Print only the lines from the top of the data through the line with "import clsx from", both included, skipping every picture.

*Recorded data:*

+ + + + +

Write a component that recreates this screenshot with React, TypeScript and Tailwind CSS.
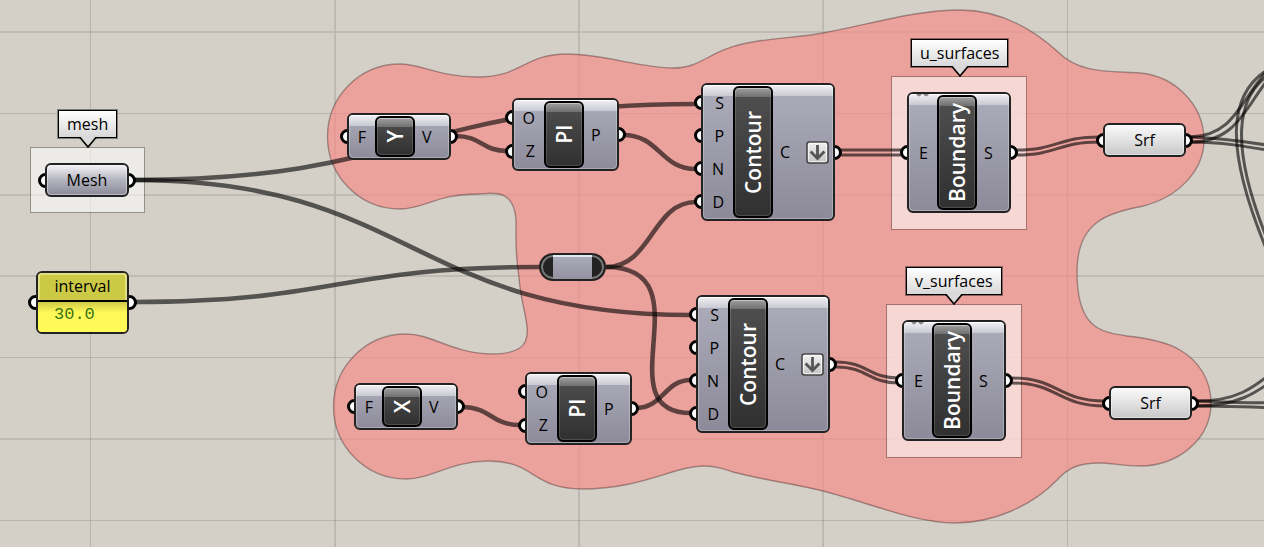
import type { ReactNode } from "react";
import clsx from "clsx";

const REGION =
  "M400 64 C421 64 440 77 478 77 C522 77 524 54 567 54 C602 54 642 68 673 68 C704 68 708 49 753 42 C775 38 803 37 823 33 C872 24 915 10 960 10 C1002 10 1036 32 1058 52 C1080 74 1110 71 1140 73 C1175 76 1204 105 1204 140 C1204 170 1179 197 1143 206 C1112 213 1077 218 1077 272 C1077 328 1100 332 1127 336 C1146 338 1165 341 1180 350 C1199 361 1211 380 1211 403 C1211 440 1177 466 1140 466 C1125 466 1111 463 1100 463 C1078 463 1068 468 1057 480 C1032 506 993 523 955 523 C915 523 870 503 823 491 C790 483 763 480 733 472 C724 469 718 466 704 466 C674 466 642 489 582 489 C532 489 535 461 489 461 C450 461 432 479 406 479 A72.5 72.5 0 0 1 406 334 C433 334 450 353 492 354 C548 354 521 319 519 277 C515 252 516 242 516 220 C514 186 489 194 478 194 C436 194 425 209 400 209 A72.5 72.5 0 0 1 400 64 Z";

const WIRES = [
  "M134 180 C414 180 414 104 696 104",
  "M134 180 C412 180 412 315 691 315",
  "M134 302 C337 302 337 267 540 267",
  "M455 136 C482 136 482 151 507 151",
  "M623 135 C660 135 660 169 696 169",
  "M606 267 C652 267 652 202 696 202",
  "M606 267 C709 267 602 413 691 413",
  "M462 407 C491 407 491 425 520 425",
  "M635 408 C664 408 664 380 691 380",
];

const DOUBLE_WIRES = [
  "M840 150 H904 M840 155 H904",
  "M1016 150 C1058 150 1058 137 1099 137 M1016 155 C1058 155 1058 142 1099 142",
  "M836 362 C868 362 868 378 899 378 M836 367 C868 367 868 383 899 383",
  "M1012 378 C1058 378 1058 401 1105 401 M1012 383 C1058 383 1058 406 1105 406",
];

const OUTGOING = [
  "M1191 137 C1239 135 1240 94 1280 57",
  "M1191 142 C1245 142 1248 92 1282 66",
  "M1191 137 C1220 138 1245 141 1284 148",
  "M1191 142 C1220 142 1245 146 1284 153",
  "M1284 62 C1222 84 1224 150 1270 258",
  "M1284 67 C1230 88 1228 150 1275 258",
  "M1197 401 C1235 401 1252 390 1280 366",
  "M1197 406 C1235 406 1256 395 1284 371",
  "M1197 401 C1225 402 1245 403 1284 403",
  "M1197 406 C1225 406 1245 407 1284 408",
];

function Backdrop() {
  return (
    <svg className="absolute inset-0 h-full w-full" aria-hidden="true">
      <g stroke="#000" strokeOpacity="0.13">
        <path strokeWidth="1" d="M90.5 0V2000M1067.5 0V2000M0 113.5H4000M0 357.5H4000M0 520.5H4000" />
        <path strokeWidth="1.6" d="M335 0V2000M579 0V2000M823 0V2000M0 32H4000M0 195H4000M0 276H4000M0 439H4000" />
      </g>
      <path d={REGION} fill="#f88a86" fillOpacity="0.67" stroke="#402020" strokeOpacity="0.4" strokeWidth="1.4" />
    </svg>
  );
}

function Wires() {
  return (
    <svg className="absolute inset-0 h-full w-full" fill="none" stroke="#000" strokeOpacity="0.6" aria-hidden="true">
      {WIRES.map((d) => (
        <path key={d} d={d} strokeWidth="4.6" />
      ))}
      {[...DOUBLE_WIRES, ...OUTGOING].map((d) => (
        <path key={d} d={d} strokeWidth="3" />
      ))}
    </svg>
  );
}

function Port({ side }: { side: "left" | "right" }) {
  return (
    <span
      className={clsx(
        "absolute inset-y-0 -z-10 my-auto size-[15px] rounded-full border-3 border-black bg-white",
        side === "left" ? "-left-[10px]" : "-right-[10px]",
      )}
    />
  );
}

function ExpandIcon() {
  return (
    <svg className="size-[23px]" viewBox="0 0 23 23" aria-hidden="true">
      <defs>
        <linearGradient id="expand-face" x1="0" y1="0" x2="0" y2="1">
          <stop offset="0" stopColor="#f2f2f2" />
          <stop offset="1" stopColor="#c4c4c4" />
        </linearGradient>
      </defs>
      <rect x="1" y="1" width="21" height="21" rx="2.5" fill="url(#expand-face)" stroke="#444" strokeWidth="1.6" />
      <rect x="2.4" y="2.4" width="18.2" height="18.2" rx="1" fill="none" stroke="#fff" strokeOpacity="0.7" />
      <path d="M11.5 4V18M4.6 10.6L11.5 17.6L18.4 10.6" fill="none" stroke="#555" strokeWidth="2.8" />
    </svg>
  );
}

type ComponentProps = {
  title: string;
  inputs: string[];
  output: string;
  place: string;
  inputWidth: string;
  expand?: boolean;
  marked?: boolean;
};

function Component({ title, inputs, output, place, inputWidth, expand, marked }: ComponentProps) {
  return (
    <section aria-label={title} className={clsx("absolute isolate", place)}>
      <div className="flex h-full rounded-md border-2 border-[#222] bg-linear-to-b from-[#adadbb] to-[#8c8a98] bg-origin-border p-px">
        <span className="absolute inset-x-[2px] top-[2px] h-[11px] rounded-t-sm border-t border-white bg-linear-to-b from-[#ededf1] to-[#c9c9d3]" />
        <span className="absolute inset-[2px] rounded-sm border border-white/25" />
        {marked && (
          <svg className="absolute left-[9px] top-[1px] h-[4px] w-[14px]" viewBox="0 0 14 4" aria-hidden="true">
            <path d="M0 1H6Q5 3 3 3.4Q1 3 0 1ZM7 1H13Q12 3 10 3.4Q8 3 7 1Z" fill="#888" />
          </svg>
        )}
        <div className={clsx("flex flex-col", inputWidth)}>
          {inputs.map((name) => (
            <div key={name} className="relative flex flex-1 items-center justify-end pr-[9px]">
              <Port side="left" />
              <span className="relative">{name}</span>
            </div>
          ))}
        </div>
        <div className="relative flex w-10 items-center justify-center overflow-hidden rounded-md border-2 border-black bg-linear-to-b from-[#505050] to-[#303030]">
          <span className="absolute inset-x-0 top-0 h-[9px] border-t border-[#b8b8b8] bg-linear-to-b from-[#9a9a9a] to-[#707070]" />
          <span className="absolute inset-0 rounded-sm border border-white/15" />
          <h2 className="relative rotate-180 text-[21px] font-semibold leading-7 text-white [writing-mode:vertical-rl]">
            {title}
          </h2>
        </div>
        <div className="relative flex flex-1 items-center justify-between pl-[7px] pr-[3px]">
          <Port side="right" />
          <span className="relative">{output}</span>
          {expand && <ExpandIcon />}
        </div>
      </div>
    </section>
  );
}

function Parameter({ label, place, face }: { label: string; place: string; face: string }) {
  return (
    <section aria-label={label} className={clsx("absolute isolate", place)}>
      <div className={clsx("flex h-full items-center justify-center rounded-md border-2 border-[#222] p-px", face)}>
        <span className="absolute inset-[2px] rounded-sm border border-white/40" />
        <div className="relative flex h-full w-full items-center justify-center">
          <Port side="left" />
          <Port side="right" />
          <span>{label}</span>
        </div>
      </div>
    </section>
  );
}

function Group({ place, name, pin, children }: { place: string; name: string; pin: string; children?: ReactNode }) {
  return (
    <div className={clsx("absolute border border-black/30 bg-white/57 bg-clip-padding", place)}>
      <div className={clsx("absolute border border-black bg-linear-to-b from-white to-[#d8d8d8] outline outline-black/40", pin)}>
        <p className="px-2 leading-[26px]">{name}</p>
        <svg className="absolute left-1/2 top-full h-[12px] w-[20px] -translate-x-1/2" viewBox="0 0 20 12" aria-hidden="true">
          <path d="M2 -1H18V0L10 9L2 0Z" fill="#dadada" />
          <path d="M1 0.5H2L10 10L18 0.5H19" fill="none" stroke="#000" strokeWidth="1.6" />
        </svg>
      </div>
      {children}
    </div>
  );
}

function IntervalPanel() {
  return (
    <section aria-label="interval" className="absolute left-[36px] top-[271px] isolate w-[93px]">
      <div className="relative rounded-md border-2 border-[#222] bg-[#fffa58]">
        <Port side="left" />
        <Port side="right" />
        <h2 className="rounded-t-sm border-2 border-b-0 border-[#e2df83] bg-[#ccc946] pb-0.5 text-center leading-[23px]">interval</h2>
        <p className="relative h-[32px] rounded-b-sm border-t-2 border-black bg-linear-to-b from-[#cfcb48] to-[#fffa58] to-35% pl-4 font-['Liberation_Mono',monospace] text-[17px] leading-[26px] text-[#3c7414]">
          30.0
        </p>
      </div>
    </section>
  );
}

function Relay() {
  return (
    <div className="absolute left-[539px] top-[253px] flex h-7 w-[67px] overflow-hidden rounded-full border-2 border-[#222] bg-[#222]">
      <span className="absolute inset-0 rounded-full border-2 border-[#777]" />
      <span className="relative mx-auto w-[39px] border-t-2 border-[#e6e6ee] bg-linear-to-b from-[#aaaab8] to-[#9391a0]" />
    </div>
  );
}

export default function App() {
  return (
    <main className="relative min-h-screen w-full overflow-hidden bg-[#d4d0c8] font-['Open_Sans','Noto_Sans',sans-serif] text-base leading-6 text-black">
      <Backdrop />
      <Group name="mesh" place="left-[30px] top-[147px] h-[66px] w-[115px]" pin="left-[27px] -top-[38px]" />
      <Group name="u_surfaces" place="left-[891px] top-[76px] h-[154px] w-[136px]" pin="left-[19px] -top-[38px]" />
      <Group name="v_surfaces" place="left-[886px] top-[304px] h-[154px] w-[136px]" pin="left-[19px] -top-[38px]" />
      <Wires />

      <Parameter
        label="Mesh"
        place="left-[45px] top-[163px] h-[34px] w-[84px]"
        face="bg-linear-to-b from-[#ededf1] from-5% via-[#b4b4c0] via-50% to-[#8c8a98]"
      />
      <IntervalPanel />
      <Component title="Y" inputs={["F"]} output="V" inputWidth="w-[25px]" place="left-[347px] top-[113px] h-[47px] w-[104px]" />
      <Component title="X" inputs={["F"]} output="V" inputWidth="w-[25px]" place="left-[354px] top-[383px] h-[47px] w-[104px]" />
      <Component title="Pl" inputs={["O", "Z"]} output="P" inputWidth="w-[29px]" place="left-[512px] top-[98px] h-[73px] w-[107px]" />
      <Component title="Pl" inputs={["O", "Z"]} output="P" inputWidth="w-[29px]" place="left-[525px] top-[372px] h-[73px] w-[107px]" />
      <Relay />
      <Component title="Contour" inputs={["S", "P", "N", "D"]} output="C" expand inputWidth="w-[29px]" place="left-[701px] top-[83px] h-[138px] w-[134px]" />
      <Component title="Contour" inputs={["S", "P", "N", "D"]} output="C" expand inputWidth="w-[29px]" place="left-[696px] top-[295px] h-[138px] w-[134px]" />
      <Component title="Boundary" inputs={["E"]} output="S" marked inputWidth="w-[27px]" place="left-[907px] top-[92px] h-[121px] w-[104px]" />
      <Component title="Boundary" inputs={["E"]} output="S" marked inputWidth="w-[27px]" place="left-[902px] top-[320px] h-[121px] w-[104px]" />
      <Parameter
        label="Srf"
        place="left-[1103px] top-[123px] h-[34px] w-[83px]"
        face="bg-linear-to-b from-[#fafafa] via-[#e2e2e2] to-[#c8c8c8]"
      />
      <Parameter
        label="Srf"
        place="left-[1109px] top-[386px] h-[34px] w-[83px]"
        face="bg-linear-to-b from-[#fafafa] via-[#e2e2e2] to-[#c8c8c8]"
      />
    </main>
  );
}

+ + + + +

*Correct result:*
Write a component that recreates this screenshot with React, TypeScript and Tailwind CSS.
import type { ReactNode } from "react";
import clsx from "clsx";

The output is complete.